Reading … Elisabeth’s Egan’s marvelous debut novel, A Window Opens, which I just finished last night.  This was my most-anticipated book of 2015 and I cannot wait to review it.  The book comes out at the end of August and I highly recommend it.  You can pre-order A Window Opens now!

Watching … Playoff hockey, of the U12 and Squirt variety.  Grace’s team won their league championship and Whit’s been in playoffs too.  At Grace’s finals, pictured above, the teams lined up, faced the flag, and stood in silence while the national anthem played.  I did not know there would be such ceremony and it brought tears to my eyes.

Cooking … The recipes Grace chose from an entire flight watching Ina Garten on the Food Network.  Rice Krispie treats in the shape of Easter eggs, salad dressing, pasta primavera.  Yum!

Noticing … That though there are still piles of snow everywhere the birds are undeniably singing and the light is changing quality.  As I get older I’m more and more aware of the earth’s rotation, in so many different ways.

Drinking … Turmeric & ginger tea.  Probably because it’s still pretty cold, I’m still drawn to hot tea.

Wondering … How it can possibly be April already.  February was a blur of work and snow for me, but still, somehow, I find myself startled that we’re already over a quarter into this year.

Loving … Having my sister and her girls in town in this weekend.  It was a wonderful reunion.  I wish we lived closer to each other.

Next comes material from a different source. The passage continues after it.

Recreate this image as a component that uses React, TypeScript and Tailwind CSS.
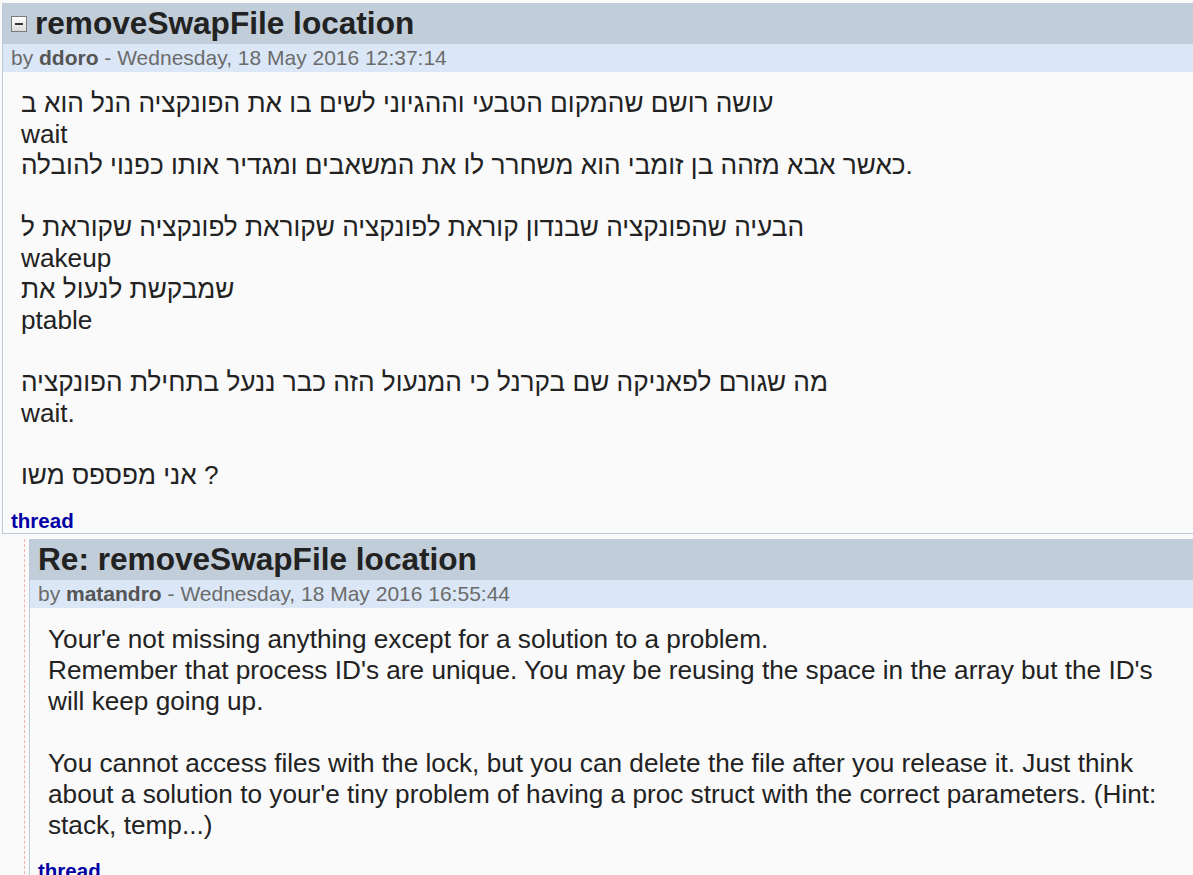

Thinking about … Poetry.  You all know it’s my lingua franca, and right now Grace is doing a poetry unit at school.  I read her Ithaka (again) recently (and her response, “isn’t this the poem that that teacher you loved loved,” took my breath away because I did not realize we’d talked about the poem, and him, so clearly), and we’ve been discussing Billy Collins.  It makes me both cry and smile to have a child with whom I can have these conversations.

Missing … My grandmother.  For some reason that’s not entirely logical, Easter always makes me miss my Nana, my mother’s mother.  I recall it as her most favorite holiday, and certainly think of her as the most religious of my grandparents, so I know she was moved by this deeply holy, somewhat somber moment in the Christian calendar.

What does right now look like for you?